- [TASK DESCRIPTION] Extract all lines containing "this".

- [RAW RECORDS]
■ ■ ■ ■ ■ ■ ■
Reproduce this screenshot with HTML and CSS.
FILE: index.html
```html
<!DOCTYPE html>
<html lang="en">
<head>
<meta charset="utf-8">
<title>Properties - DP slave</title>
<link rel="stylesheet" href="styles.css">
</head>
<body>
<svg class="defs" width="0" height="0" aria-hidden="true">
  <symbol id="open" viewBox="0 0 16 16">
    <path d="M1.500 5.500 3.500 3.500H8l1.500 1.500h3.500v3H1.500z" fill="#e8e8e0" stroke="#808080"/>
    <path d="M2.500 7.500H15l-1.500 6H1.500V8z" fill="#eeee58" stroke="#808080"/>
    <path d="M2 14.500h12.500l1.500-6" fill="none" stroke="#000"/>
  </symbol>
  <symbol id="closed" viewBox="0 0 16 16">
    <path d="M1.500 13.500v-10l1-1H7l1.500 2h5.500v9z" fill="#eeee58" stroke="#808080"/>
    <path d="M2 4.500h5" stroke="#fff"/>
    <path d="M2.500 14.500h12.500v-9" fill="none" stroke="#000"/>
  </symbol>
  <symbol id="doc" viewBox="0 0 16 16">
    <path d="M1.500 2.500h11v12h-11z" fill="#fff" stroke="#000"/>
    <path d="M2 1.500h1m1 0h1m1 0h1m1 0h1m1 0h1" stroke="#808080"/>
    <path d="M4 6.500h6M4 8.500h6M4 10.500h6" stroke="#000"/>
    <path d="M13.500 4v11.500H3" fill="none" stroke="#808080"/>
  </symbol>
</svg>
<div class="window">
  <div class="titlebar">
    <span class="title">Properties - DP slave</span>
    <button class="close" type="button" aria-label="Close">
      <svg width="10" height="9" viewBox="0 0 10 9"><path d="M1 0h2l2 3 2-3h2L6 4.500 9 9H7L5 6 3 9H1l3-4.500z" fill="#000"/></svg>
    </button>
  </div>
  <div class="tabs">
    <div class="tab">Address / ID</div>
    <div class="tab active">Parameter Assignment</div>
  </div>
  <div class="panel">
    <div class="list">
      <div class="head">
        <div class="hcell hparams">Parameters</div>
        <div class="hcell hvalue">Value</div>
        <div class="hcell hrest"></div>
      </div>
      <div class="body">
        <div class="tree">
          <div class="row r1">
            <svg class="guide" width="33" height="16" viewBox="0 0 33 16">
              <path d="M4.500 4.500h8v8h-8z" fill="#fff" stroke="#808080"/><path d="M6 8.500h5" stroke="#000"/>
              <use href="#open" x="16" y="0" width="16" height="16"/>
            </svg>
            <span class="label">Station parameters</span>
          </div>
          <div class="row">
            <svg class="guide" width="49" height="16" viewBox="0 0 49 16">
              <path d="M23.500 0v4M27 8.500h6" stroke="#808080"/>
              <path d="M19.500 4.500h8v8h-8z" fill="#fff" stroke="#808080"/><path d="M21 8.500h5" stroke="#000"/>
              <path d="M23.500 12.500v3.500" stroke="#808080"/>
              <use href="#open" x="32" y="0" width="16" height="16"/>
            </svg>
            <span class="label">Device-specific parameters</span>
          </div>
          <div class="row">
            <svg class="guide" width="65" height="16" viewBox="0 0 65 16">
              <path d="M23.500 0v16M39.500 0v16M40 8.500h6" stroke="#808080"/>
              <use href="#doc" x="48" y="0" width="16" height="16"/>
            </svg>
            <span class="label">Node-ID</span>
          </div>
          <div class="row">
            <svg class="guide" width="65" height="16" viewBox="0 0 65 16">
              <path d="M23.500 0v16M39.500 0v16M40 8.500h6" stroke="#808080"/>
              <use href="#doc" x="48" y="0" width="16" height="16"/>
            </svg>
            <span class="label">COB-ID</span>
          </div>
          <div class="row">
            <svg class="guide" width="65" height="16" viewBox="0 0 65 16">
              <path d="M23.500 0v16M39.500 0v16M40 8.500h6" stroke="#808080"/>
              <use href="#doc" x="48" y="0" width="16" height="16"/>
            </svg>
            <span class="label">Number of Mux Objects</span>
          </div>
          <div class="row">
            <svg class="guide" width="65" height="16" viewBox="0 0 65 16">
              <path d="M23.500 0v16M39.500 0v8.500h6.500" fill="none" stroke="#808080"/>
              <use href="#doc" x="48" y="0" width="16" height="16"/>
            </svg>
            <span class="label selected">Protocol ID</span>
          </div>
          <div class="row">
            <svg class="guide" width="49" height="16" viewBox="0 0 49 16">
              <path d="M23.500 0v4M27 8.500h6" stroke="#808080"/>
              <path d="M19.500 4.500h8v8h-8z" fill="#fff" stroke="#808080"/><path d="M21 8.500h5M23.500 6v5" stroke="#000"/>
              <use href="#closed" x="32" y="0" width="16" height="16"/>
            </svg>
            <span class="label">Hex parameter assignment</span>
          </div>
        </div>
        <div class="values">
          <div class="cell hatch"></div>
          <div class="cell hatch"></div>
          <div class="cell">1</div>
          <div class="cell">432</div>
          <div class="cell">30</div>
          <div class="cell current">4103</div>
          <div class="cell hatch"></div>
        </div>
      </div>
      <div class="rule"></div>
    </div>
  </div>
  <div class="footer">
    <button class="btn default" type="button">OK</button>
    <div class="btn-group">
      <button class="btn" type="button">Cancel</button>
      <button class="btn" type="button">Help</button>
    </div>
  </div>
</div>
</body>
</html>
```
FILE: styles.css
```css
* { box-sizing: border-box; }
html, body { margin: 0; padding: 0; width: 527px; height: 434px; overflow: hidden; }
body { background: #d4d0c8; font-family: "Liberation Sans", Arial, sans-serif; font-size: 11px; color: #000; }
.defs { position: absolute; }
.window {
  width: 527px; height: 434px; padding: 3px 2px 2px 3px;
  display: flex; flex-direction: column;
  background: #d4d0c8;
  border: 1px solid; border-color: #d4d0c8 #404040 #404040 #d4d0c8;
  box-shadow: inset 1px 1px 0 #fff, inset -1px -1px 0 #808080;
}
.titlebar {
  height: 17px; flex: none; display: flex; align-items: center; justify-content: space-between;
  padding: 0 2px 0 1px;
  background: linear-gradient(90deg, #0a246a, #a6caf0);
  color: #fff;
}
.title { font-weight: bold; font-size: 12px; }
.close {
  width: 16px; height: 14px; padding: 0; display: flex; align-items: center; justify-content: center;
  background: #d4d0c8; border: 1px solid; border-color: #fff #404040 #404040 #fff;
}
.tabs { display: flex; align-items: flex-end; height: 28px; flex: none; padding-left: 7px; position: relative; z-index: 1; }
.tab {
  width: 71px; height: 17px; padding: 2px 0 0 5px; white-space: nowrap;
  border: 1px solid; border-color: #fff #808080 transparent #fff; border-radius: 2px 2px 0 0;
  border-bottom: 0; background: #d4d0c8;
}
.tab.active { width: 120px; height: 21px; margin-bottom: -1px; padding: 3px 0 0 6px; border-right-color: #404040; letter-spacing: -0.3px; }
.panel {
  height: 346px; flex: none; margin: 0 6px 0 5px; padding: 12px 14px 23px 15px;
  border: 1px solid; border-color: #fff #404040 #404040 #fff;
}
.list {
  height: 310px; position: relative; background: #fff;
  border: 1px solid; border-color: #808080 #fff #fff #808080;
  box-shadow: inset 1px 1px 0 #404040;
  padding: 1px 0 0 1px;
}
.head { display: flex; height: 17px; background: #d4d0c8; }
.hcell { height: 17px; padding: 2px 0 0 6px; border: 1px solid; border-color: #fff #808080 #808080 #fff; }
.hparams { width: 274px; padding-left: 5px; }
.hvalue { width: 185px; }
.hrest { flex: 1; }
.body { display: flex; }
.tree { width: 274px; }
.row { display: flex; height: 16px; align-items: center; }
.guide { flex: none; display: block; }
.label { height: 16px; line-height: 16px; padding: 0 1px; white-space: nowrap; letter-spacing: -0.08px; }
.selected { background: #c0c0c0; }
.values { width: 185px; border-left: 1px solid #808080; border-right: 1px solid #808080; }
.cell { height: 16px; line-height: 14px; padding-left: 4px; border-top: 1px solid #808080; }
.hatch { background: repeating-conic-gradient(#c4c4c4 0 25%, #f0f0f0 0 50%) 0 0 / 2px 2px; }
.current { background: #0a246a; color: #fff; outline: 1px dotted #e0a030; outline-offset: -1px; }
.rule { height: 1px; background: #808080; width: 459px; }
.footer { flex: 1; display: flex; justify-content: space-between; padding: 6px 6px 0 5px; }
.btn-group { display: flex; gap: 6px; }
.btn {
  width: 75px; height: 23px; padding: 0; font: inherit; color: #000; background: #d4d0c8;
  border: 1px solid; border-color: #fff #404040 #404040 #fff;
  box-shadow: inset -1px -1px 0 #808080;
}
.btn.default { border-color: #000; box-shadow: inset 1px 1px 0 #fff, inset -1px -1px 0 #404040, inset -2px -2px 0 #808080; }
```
■ ■ ■ ■ ■ ■ ■
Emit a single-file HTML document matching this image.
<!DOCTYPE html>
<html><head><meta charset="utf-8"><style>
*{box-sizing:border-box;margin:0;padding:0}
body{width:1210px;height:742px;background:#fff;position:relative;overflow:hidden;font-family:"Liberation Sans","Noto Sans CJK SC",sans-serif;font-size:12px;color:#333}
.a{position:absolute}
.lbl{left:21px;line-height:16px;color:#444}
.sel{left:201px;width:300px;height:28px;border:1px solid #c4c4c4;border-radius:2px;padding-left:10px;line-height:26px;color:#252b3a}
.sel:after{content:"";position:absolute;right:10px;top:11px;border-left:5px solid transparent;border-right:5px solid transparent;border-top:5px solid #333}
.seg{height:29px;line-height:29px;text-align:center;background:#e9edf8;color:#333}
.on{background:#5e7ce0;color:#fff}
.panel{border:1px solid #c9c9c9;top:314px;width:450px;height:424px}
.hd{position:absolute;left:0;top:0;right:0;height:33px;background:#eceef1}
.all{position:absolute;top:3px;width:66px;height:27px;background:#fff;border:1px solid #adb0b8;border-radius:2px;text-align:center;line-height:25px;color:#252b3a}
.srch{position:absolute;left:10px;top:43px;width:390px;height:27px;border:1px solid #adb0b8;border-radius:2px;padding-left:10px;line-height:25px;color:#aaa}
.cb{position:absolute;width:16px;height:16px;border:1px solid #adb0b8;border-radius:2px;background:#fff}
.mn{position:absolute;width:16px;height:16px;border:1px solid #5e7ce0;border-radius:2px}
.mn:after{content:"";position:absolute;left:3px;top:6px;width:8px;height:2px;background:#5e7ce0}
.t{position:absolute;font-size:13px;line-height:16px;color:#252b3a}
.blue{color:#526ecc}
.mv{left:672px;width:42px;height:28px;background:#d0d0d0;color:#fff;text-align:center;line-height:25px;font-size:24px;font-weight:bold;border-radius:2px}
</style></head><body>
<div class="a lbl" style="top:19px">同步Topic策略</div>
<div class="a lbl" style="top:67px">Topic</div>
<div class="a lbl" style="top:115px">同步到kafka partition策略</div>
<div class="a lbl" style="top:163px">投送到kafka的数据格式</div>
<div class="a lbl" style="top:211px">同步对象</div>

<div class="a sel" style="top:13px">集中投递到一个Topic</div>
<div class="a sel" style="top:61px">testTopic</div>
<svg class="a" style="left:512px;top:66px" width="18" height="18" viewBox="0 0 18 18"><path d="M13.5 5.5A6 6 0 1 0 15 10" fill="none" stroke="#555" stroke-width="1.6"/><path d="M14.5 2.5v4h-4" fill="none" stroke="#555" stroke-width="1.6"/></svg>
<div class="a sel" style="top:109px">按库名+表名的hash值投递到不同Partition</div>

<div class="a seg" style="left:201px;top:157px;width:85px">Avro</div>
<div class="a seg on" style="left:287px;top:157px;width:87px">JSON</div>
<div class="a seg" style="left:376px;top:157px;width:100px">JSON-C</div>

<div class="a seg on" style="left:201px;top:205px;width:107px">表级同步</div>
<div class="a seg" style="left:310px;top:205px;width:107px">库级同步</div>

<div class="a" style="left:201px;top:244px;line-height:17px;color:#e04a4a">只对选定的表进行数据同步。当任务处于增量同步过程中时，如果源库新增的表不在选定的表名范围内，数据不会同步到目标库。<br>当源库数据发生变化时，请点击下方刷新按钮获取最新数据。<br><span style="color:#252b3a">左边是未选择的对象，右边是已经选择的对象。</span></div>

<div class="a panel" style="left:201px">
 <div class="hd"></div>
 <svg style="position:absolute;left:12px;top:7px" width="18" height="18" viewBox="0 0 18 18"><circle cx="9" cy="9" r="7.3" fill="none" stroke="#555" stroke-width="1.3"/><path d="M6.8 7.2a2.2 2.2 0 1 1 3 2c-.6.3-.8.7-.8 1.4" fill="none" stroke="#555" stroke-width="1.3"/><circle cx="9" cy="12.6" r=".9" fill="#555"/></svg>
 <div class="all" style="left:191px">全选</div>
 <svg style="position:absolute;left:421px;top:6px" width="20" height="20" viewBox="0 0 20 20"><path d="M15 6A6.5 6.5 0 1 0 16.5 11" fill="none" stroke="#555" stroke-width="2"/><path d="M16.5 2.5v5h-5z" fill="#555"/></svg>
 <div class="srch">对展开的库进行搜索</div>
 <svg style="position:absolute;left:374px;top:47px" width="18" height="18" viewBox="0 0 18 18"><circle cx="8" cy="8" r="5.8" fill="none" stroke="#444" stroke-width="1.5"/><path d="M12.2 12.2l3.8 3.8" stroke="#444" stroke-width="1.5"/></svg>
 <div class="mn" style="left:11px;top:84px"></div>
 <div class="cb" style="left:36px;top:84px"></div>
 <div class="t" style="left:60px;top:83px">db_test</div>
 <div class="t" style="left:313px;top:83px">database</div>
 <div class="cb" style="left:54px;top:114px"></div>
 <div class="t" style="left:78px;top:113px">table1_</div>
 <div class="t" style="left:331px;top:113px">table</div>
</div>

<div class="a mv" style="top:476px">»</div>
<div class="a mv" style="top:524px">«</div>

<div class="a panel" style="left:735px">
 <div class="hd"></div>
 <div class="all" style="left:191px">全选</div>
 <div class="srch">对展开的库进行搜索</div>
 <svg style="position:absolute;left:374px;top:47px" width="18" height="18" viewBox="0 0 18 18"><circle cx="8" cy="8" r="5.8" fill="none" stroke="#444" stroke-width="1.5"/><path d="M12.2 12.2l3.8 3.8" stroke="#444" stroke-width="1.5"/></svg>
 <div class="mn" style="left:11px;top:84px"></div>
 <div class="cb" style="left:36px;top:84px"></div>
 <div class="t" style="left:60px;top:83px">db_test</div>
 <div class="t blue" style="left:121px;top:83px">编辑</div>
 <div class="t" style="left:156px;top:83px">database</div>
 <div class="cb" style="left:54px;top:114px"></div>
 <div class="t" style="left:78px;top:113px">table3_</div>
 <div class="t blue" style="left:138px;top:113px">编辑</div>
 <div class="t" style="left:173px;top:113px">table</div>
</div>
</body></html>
■ ■ ■ ■ ■ ■ ■
- [RESPONSE]
Reproduce this screenshot with HTML and CSS.
Emit a single-file HTML document matching this image.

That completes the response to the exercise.